Variables

   int x = 10;     bool y = true;               // Creates a variable that stores true or false     int x = 10, bool y = true;   // This won't compile!   

Initialization of Variables

Variable initialization demonstrates another example of C#'s emphasis on safety. Briefly, the C# compiler requires that any variable be initialized with some starting value before we refer to that variable in an operation. Most modern compilers will flag violations of this as a warning, but the ever vigilant C# compiler treats such violations as errors. This prevents us from unintentionally retrieving junk values from memory that is left over from other programs.

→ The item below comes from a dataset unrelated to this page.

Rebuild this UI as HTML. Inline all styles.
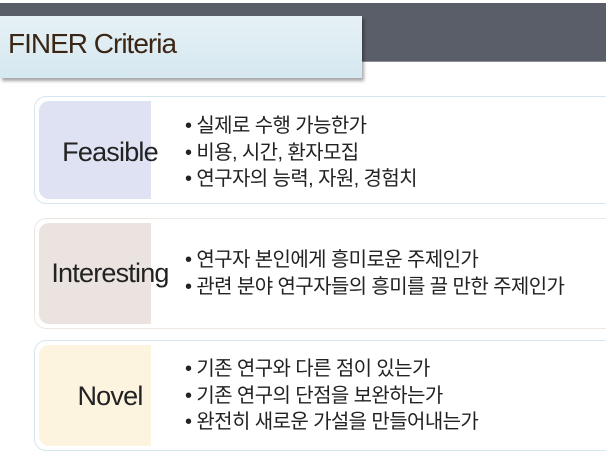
<!DOCTYPE html>
<html><head><meta charset="utf-8"><style>
body{margin:0;width:606px;height:453px;background:#fff;position:relative;overflow:hidden;font-family:"Liberation Sans","Noto Sans CJK KR",sans-serif}
.bar{position:absolute;left:0;top:3px;width:606px;height:58px;background:#5a5e68;border-bottom:1px solid #8a8e96}
.title{position:absolute;left:0;top:16px;width:362px;height:62px;background:linear-gradient(#e6f1f6,#d6e8f0);box-shadow:2px 3px 3px rgba(0,0,0,.35)}
.title span{position:absolute;left:8px;top:12px;font-size:28px;color:#3b2616;letter-spacing:-1px}
.card{position:absolute;left:34px;width:600px;border-radius:12px;background:#fff;border:1.5px solid}
.lab{position:absolute;left:4px;top:4px;bottom:4px;width:112px;border-radius:10px 0 0 10px}
.lt{position:absolute;left:0;width:150px;text-align:center;font-size:27px;color:#222;letter-spacing:-0.8px}
.txt{position:absolute;left:150px;font-size:20px;color:#222;line-height:26.5px;letter-spacing:-0.6px;white-space:nowrap}
</style></head><body>
<div class="bar"></div>
<div class="title"><span>FINER Criteria</span></div>
<div class="card" style="top:96px;height:106px;border-color:#d4e6ee">
<div class="lab" style="background:#dfe2f3"></div><div class="lt" style="top:40px">Feasible</div>
<div class="txt" style="top:16px">• 실제로 수행 가능한가<br>• 비용, 시간, 환자모집<br>• 연구자의 능력, 자원, 경험치</div></div>
<div class="card" style="top:218px;height:109px;border-color:#efe8e2">
<div class="lab" style="background:#ebe3df"></div><div class="lt" style="top:39px">Interesting</div>
<div class="txt" style="top:28px">• 연구자 본인에게 흥미로운 주제인가<br>• 관련 분야 연구자들의 흥미를 끌 만한 주제인가</div></div>
<div class="card" style="top:340px;height:109px;border-color:#d4e6ee">
<div class="lab" style="background:#fdf4e0"></div><div class="lt" style="top:40px">Novel</div>
<div class="txt" style="top:15px">• 기존 연구와 다른 점이 있는가<br>• 기존 연구의 단점을 보완하는가<br>• 완전히 새로운 가설을 만들어내는가</div></div>
</body></html>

C# has two methods for ensuring that variables are initialized before use:

• Variables that are fields in a class or struct, if not initialized explicitly, are by default zeroed out when they are created.

• Variables that are local to a method must be explicitly initialized in your code prior to any statements in which their values are used. In this case, the initialization doesn't have to happen when the variable is declared, but the compiler will check all possible paths through the method and will flag an error if it detects any possibility of the value of a local variable being used before it is initialized.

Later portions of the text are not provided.